Answer-First Content
What it checks
Analyzes whether your homepage leads with a direct, extractable answer rather than generic marketing copy.
Who reads it
Google (featured snippets, AI Overviews), Perplexity, ChatGPT browse mode.
Why it matters
AI systems extract concise answers from pages. Content that buries the answer below navigation, hero images, or generic taglines is less likely to be selected for AI-generated responses.
Content Freshness
What it checks
Checks for date signals: published dates, modified dates, or dateModified in schema.
Who reads it
Google (QDF algorithm), AI systems that prioritize recent content.
Why it matters
Stale content without date signals gets deprioritized. Google's Query Deserves Freshness (QDF) algorithm and AI training pipelines both use recency as a quality signal.
Structured Data (JSON-LD)
What it checks
Checks for JSON-LD structured data blocks on your homepage.
Who reads it
Google, Bing, and AI systems parse JSON-LD to understand entities and page purpose.
Why it matters
Schema markup (Organization, Article, FAQPage, HowTo) gives machines explicit context about your content. Pages with rich schema are more likely to generate rich results and be understood correctly by AI models.
Meta Description
What it checks
Checks for a meta description tag with meaningful content (>10 characters).
Who reads it
All search engines use it for snippet generation. AI systems use it as a page summary signal.
Why it matters
The meta description is often the first text an AI system reads about your page. A missing or generic description means the AI must guess your page's purpose from the body content.
Canonical URL
What it checks
Checks for a rel=canonical tag pointing to the authoritative version of the page.
Who reads it
All search engines and AI training crawlers.
Why it matters
Without a canonical, duplicate versions of your content (www vs non-www, HTTP vs HTTPS, query parameters) compete with each other. AI systems may cite the wrong version or split authority across duplicates.
HTTPS
What it checks
Checks whether your site is served over HTTPS.
Who reads it
Google (confirmed ranking signal since 2014), all AI crawlers that fetch content.
Why it matters
HTTPS is a baseline trust signal. AI systems that fetch live content (ChatGPT browse mode, Perplexity) require HTTPS for secure retrieval. Non-HTTPS sites may be skipped or flagged.
Heading Hierarchy
What it checks
Checks for at least one H1 tag and proper heading structure.
Who reads it
Search engines use headings to understand content hierarchy. AI models use them to identify key topics.
Why it matters
A clear H1 > H2 > H3 hierarchy helps AI systems extract the main topic and subtopics from your page. Pages without an H1 lack a clear primary topic signal.
Social Sharing Readiness
What it checks
Checks for Open Graph tags (og:title, og:description, og:image).
Who reads it
Social platforms (LinkedIn, Twitter/X, Facebook), AI systems that preview links.
Why it matters
OG tags control how your page appears when shared. AI systems that browse the web use these as quick metadata signals. Missing OG tags mean your content previews are auto-generated and often wrong.
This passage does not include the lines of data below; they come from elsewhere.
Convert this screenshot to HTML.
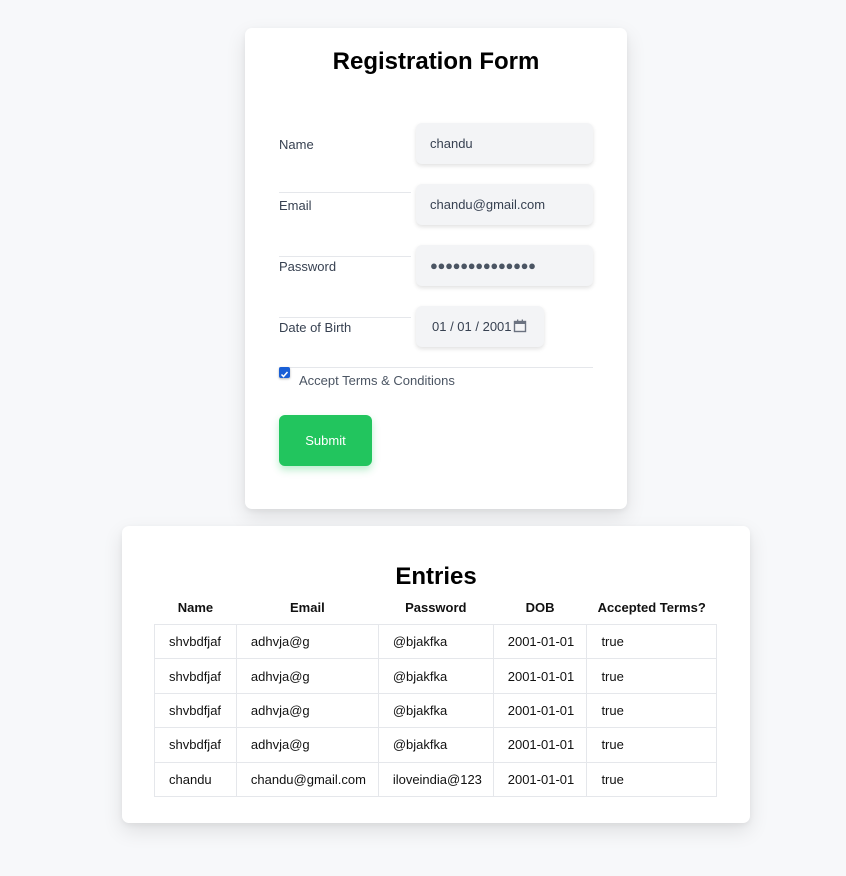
<!DOCTYPE html><html><head><style>
body{margin:0;width:846px;height:876px;background:#f7f8fa;font-family:"Liberation Sans",sans-serif;position:relative;overflow:hidden}
.a{position:absolute}
.card{background:#fff;border-radius:7px;box-shadow:0 8px 20px rgba(0,0,0,.1),0 2px 6px rgba(0,0,0,.05)}
.lbl{font-size:13px;color:#374151;left:279px}
.inp{background:#f3f4f6;border-radius:6px;box-shadow:0 2px 4px rgba(0,0,0,.12);font-size:13px;color:#374151;box-sizing:border-box;padding-left:14px;line-height:41px;height:41px}
.line{height:1px;background:#e5e7eb}
table{border-collapse:collapse;font-size:13px;color:#111}
th{font-weight:bold;height:34px;padding:0}
td{border:1px solid #e5e7eb;height:34.4px;padding:0 0 0 14px;box-sizing:border-box}
</style></head><body>
<div class="a card" style="left:245px;top:28px;width:382px;height:481px"></div>
<div class="a" style="left:245px;width:382px;top:48px;text-align:center;font-size:24px;font-weight:bold">Registration Form</div>
<div class="a lbl" style="top:137px">Name</div>
<div class="a inp" style="left:416px;top:123px;width:177px">chandu</div>
<div class="a line" style="left:279px;top:192px;width:132px"></div>
<div class="a lbl" style="top:198px">Email</div>
<div class="a inp" style="left:416px;top:184px;width:177px">chandu@gmail.com</div>
<div class="a line" style="left:279px;top:256px;width:132px"></div>
<div class="a lbl" style="top:259px">Password</div>
<div class="a inp" style="left:416px;top:245px;width:177px;font-size:13px;letter-spacing:-.3px;color:#4b5563">●●●●●●●●●●●●●●</div>
<div class="a line" style="left:279px;top:317px;width:132px"></div>
<div class="a lbl" style="top:320px">Date of Birth</div>
<div class="a inp" style="left:416px;top:306px;width:128px;padding-left:16px">01 / 01 / 2001
<svg class="a" style="left:97px;top:13px" width="14" height="14" viewBox="0 0 14 14"><rect x="1.5" y="2.5" width="11" height="10" fill="none" stroke="#6b7280" stroke-width="1.4"/><rect x="1.5" y="2.5" width="11" height="2.5" fill="#6b7280"/><rect x="4" y="0.5" width="1.3" height="3" fill="#6b7280"/><rect x="8.7" y="0.5" width="1.3" height="3" fill="#6b7280"/></svg></div>
<div class="a line" style="left:279px;top:367px;width:314px"></div>
<div class="a" style="left:279px;top:367px;width:11px;height:11px;background:#1a5fd6;border-radius:2px;box-shadow:0 1px 2px rgba(0,0,0,.3)"><svg width="11" height="11"><path d="M2.5 5.5l2 2 4-4.5" stroke="#fff" stroke-width="1.5" fill="none"/></svg></div>
<div class="a" style="left:299px;top:373px;font-size:13px;color:#4b5563">Accept Terms &amp; Conditions</div>
<div class="a" style="left:279px;top:415px;width:93px;height:51px;background:#22c55e;border-radius:6px;color:#fff;font-size:13px;text-align:center;line-height:51px;box-shadow:0 4px 8px rgba(34,197,94,.3)">Submit</div>

<div class="a card" style="left:122px;top:526px;width:628px;height:297px"></div>
<div class="a" style="left:122px;width:628px;top:563px;text-align:center;font-size:24px;font-weight:bold">Entries</div>
<table class="a" style="left:154px;top:590px;width:563px">
<colgroup><col style="width:82px"><col style="width:142px"><col style="width:115px"><col style="width:94px"><col style="width:130px"></colgroup>
<tr><th>Name</th><th>Email</th><th>Password</th><th>DOB</th><th>Accepted Terms?</th></tr>
<tr><td>shvbdfjaf</td><td>adhvja@g</td><td>@bjakfka</td><td>2001-01-01</td><td>true</td></tr>
<tr><td>shvbdfjaf</td><td>adhvja@g</td><td>@bjakfka</td><td>2001-01-01</td><td>true</td></tr>
<tr><td>shvbdfjaf</td><td>adhvja@g</td><td>@bjakfka</td><td>2001-01-01</td><td>true</td></tr>
<tr><td>shvbdfjaf</td><td>adhvja@g</td><td>@bjakfka</td><td>2001-01-01</td><td>true</td></tr>
<tr><td>chandu</td><td>chandu@gmail.com</td><td>iloveindia@123</td><td>2001-01-01</td><td>true</td></tr>
</table>
</body></html>
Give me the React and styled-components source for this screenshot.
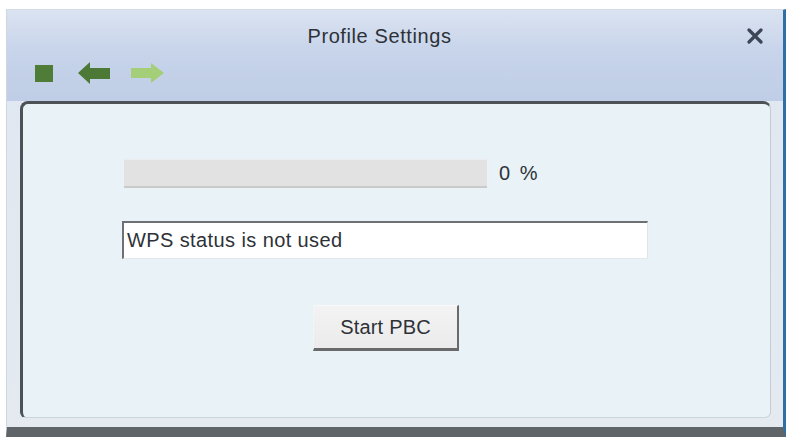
import React from "react";
import styled, { createGlobalStyle } from "styled-components";

const GlobalStyle = createGlobalStyle`
  html, body {
    margin: 0;
    padding: 0;
    background: #ffffff;
    overflow: hidden;
  }
  body {
    font-family: "Liberation Sans", Arial, sans-serif;
  }
`;

// Page wrapper, white strip above the dialog
const Page = styled.div`
  width: 792px;
  height: 437px;
  padding: 9px 6px 0 6px;
  box-sizing: border-box;
`;

// The dialog frame
const Window = styled.div`
  height: 428px;
  box-sizing: border-box;
  display: flex;
  flex-direction: column;
  border-left: 1px solid #cfd6de;
  border-top: 1px solid #d6dce3;
  border-right: 3px solid #2f6fa6;
  border-bottom: 10px solid #5f6469;
  background: linear-gradient(to bottom, #dfe7f1 0%, #e4eaf0 100%);
`;

const TitleBar = styled.div`
  height: 91px;
  display: flex;
  flex-direction: column;
  background: linear-gradient(to bottom, #dbe3f1 0%, #c7d4ea 45%, #bfcde6 100%);
`;

const TitleRow = styled.div`
  display: flex;
  align-items: center;
  padding-top: 14px;
  height: 24px;
`;

const Title = styled.div`
  flex: 1;
  text-align: center;
  padding-left: 6px;
  font-size: 20px;
  line-height: 24px;
  color: #2e3238;
  letter-spacing: 0.6px;
`;

const CloseButton = styled.div`
  width: 18px;
  height: 18px;
  margin-right: 19px;
  display: flex;
  align-items: center;
  justify-content: center;
`;

const Toolbar = styled.div`
  display: flex;
  align-items: center;
  padding: 14px 0 0 28px;
  height: 22px;
`;

const ToolIcon = styled.div`
  display: flex;
  margin-right: ${(p) => p.gap || 0}px;
`;

const Body = styled.div`
  flex: 1;
  display: flex;
  padding: 0 12px 9px 13px;
`;

// The inner sunken panel
const Panel = styled.div`
  flex: 1;
  box-sizing: border-box;
  border-top: 3px solid #4d5257;
  border-left: 3px solid #4d5257;
  border-right: 1px solid #c3ccd4;
  border-bottom: 1px solid #cdd5dc;
  border-radius: 8px 8px 6px 6px;
  background: #e8f2f7;
  padding: 55px 0 0 101px;
  display: flex;
  flex-direction: column;
  align-items: flex-start;
`;

const ProgressRow = styled.div`
  display: flex;
  align-items: center;
  gap: 12px;
`;

const ProgressTrack = styled.div`
  width: 363px;
  height: 29px;
  box-sizing: border-box;
  background: #e2e2e2;
  border-bottom: 2px solid #cacaca;
  border-top: 1px solid #ececec;
`;

const Percent = styled.span`
  font-size: 20px;
  color: #2e3238;
  letter-spacing: 2px;
`;

const StatusField = styled.div`
  margin: 33px 0 0 -2px;
  width: 526px;
  height: 38px;
  box-sizing: border-box;
  background: #ffffff;
  border-top: 2px solid #6d7175;
  border-left: 2px solid #6d7175;
  border-right: 1px solid #dfe4e9;
  border-bottom: 1px solid #e3e8ec;
  display: flex;
  align-items: center;
  padding-left: 3px;
  font-size: 20px;
  color: #2e3238;
  letter-spacing: 0.4px;
`;

const Button = styled.button`
  margin: 46px 0 0 189px;
  width: 146px;
  height: 46px;
  box-sizing: border-box;
  background: linear-gradient(to bottom, #f3f3f3, #ebebeb);
  border-top: 1px solid #f8f8f8;
  border-left: 1px solid #f4f4f4;
  border-right: 2px solid #6a6a6a;
  border-bottom: 3px solid #6a6a6a;
  font-family: "Liberation Sans", Arial, sans-serif;
  font-size: 20px;
  color: #2e3238;
  padding: 0;
  letter-spacing: 0.2px;
`;

const StopIcon = () => (
  <svg width="18" height="17" viewBox="0 0 18 17">
    <rect x="0" y="0" width="18" height="17" fill="#4f7c37" />
  </svg>
);

const BackIcon = () => (
  <svg width="32" height="22" viewBox="0 0 32 22">
    <polygon
      points="0,11 12,0 12,6 32,6 32,17 12,17 12,22"
      fill="#4c7935"
    />
  </svg>
);

const ForwardIcon = () => (
  <svg width="33" height="20" viewBox="0 0 33 20">
    <polygon
      points="33,10 20,0 20,5 0,5 0,15 20,15 20,20"
      fill="#a4cf78"
    />
  </svg>
);

const CloseIcon = () => (
  <svg width="16" height="16" viewBox="0 0 16 16">
    <path
      d="M2 2 L14 14 M14 2 L2 14"
      stroke="#3c4656"
      strokeWidth="3.2"
      strokeLinecap="round"
    />
  </svg>
);

const App = () => {
  const progress = 0;
  return (
    <Page>
      <GlobalStyle />
      <Window>
        <TitleBar>
          <TitleRow>
            <Title>Profile Settings</Title>
            <CloseButton>
              <CloseIcon />
            </CloseButton>
          </TitleRow>
          <Toolbar>
            <ToolIcon gap={25}>
              <StopIcon />
            </ToolIcon>
            <ToolIcon gap={21}>
              <BackIcon />
            </ToolIcon>
            <ToolIcon>
              <ForwardIcon />
            </ToolIcon>
          </Toolbar>
        </TitleBar>
        <Body>
          <Panel>
            <ProgressRow>
              <ProgressTrack />
              <Percent>{progress} %</Percent>
            </ProgressRow>
            <StatusField>WPS status is not used</StatusField>
            <Button>Start PBC</Button>
          </Panel>
        </Body>
      </Window>
    </Page>
  );
};

export default App;
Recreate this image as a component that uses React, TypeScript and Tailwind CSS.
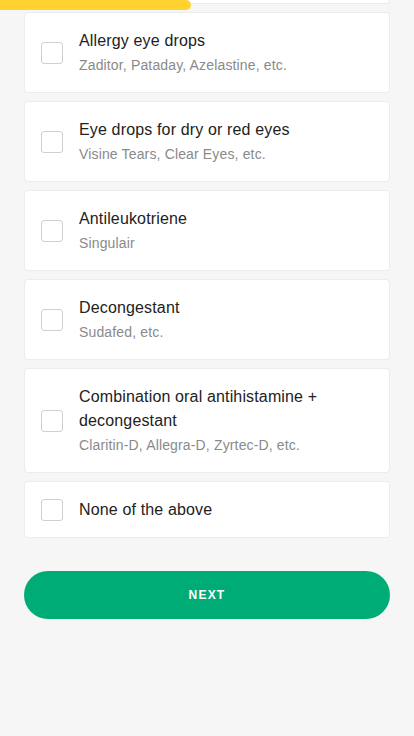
import React from "react";

const items = [
  { title: "Allergy eye drops", sub: "Zaditor, Pataday, Azelastine, etc." },
  { title: "Eye drops for dry or red eyes", sub: "Visine Tears, Clear Eyes, etc." },
  { title: "Antileukotriene", sub: "Singulair" },
  { title: "Decongestant", sub: "Sudafed, etc." },
  { title: "Combination oral antihistamine + decongestant", sub: "Claritin-D, Allegra-D, Zyrtec-D, etc." },
  { title: "None of the above", sub: "" },
];

export default function App() {
  return (
    <div
      className="relative min-h-[736px] w-full bg-[#f6f6f6]"
      style={{ fontFamily: '"Liberation Sans", Arial, sans-serif' }}
    >
      <div className="absolute left-0 top-0 h-[10px] w-[191px] rounded-r-full bg-[#ffd22f]" />
      <div className="px-6">
        <div className="h-[4px] rounded-b-[4px] border-x border-b border-[#ececec] bg-white" />
        <div className="mt-2 flex flex-col gap-2">
          {items.map((it) => (
            <label
              key={it.title}
              className={
                it.sub
                  ? "flex items-center gap-4 rounded-[4px] border border-[#ececec] bg-white px-4 py-4"
                  : "flex items-center gap-4 rounded-[4px] border border-[#ececec] bg-white px-4 pb-[15px] pt-4"
              }
            >
              <span className="h-[22px] w-[22px] shrink-0 rounded-[3px] border border-[#cfcfcf] bg-white" />
              <span className="flex flex-col pr-6">
                <span className="text-[16px] leading-6 tracking-[0.15px] text-[#222]">{it.title}</span>
                {it.sub && (
                  <span className="mt-[2px] text-[14px] leading-[21px] tracking-[0.15px] text-[#8a8a8a]">{it.sub}</span>
                )}
              </span>
            </label>
          ))}
        </div>
        <button className="mt-[33px] flex h-[48px] w-full items-center justify-center rounded-full bg-[#00ac76] text-[12px] font-bold tracking-[0.1em] text-white">
          NEXT
        </button>
      </div>
    </div>
  );
}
What We Deliberately Exclude
llms.txt
Proposed in 2024, ~10% adoption as of 2026. No major AI company (Google, OpenAI, Anthropic, Meta) confirms reading it. Only 1 of the 50 most-cited domains has one. We monitor adoption but do not penalize for absence.
ai.txt / .well-known/llms.json
Not established standards. No confirmed crawler support. Including them would inflate your score without improving your actual AI visibility.
Proprietary "AI scores"
We do not generate opaque scores from black-box algorithms. Every check is a specific, verifiable test with a binary PASS/FAIL result and a cited source explaining why it matters.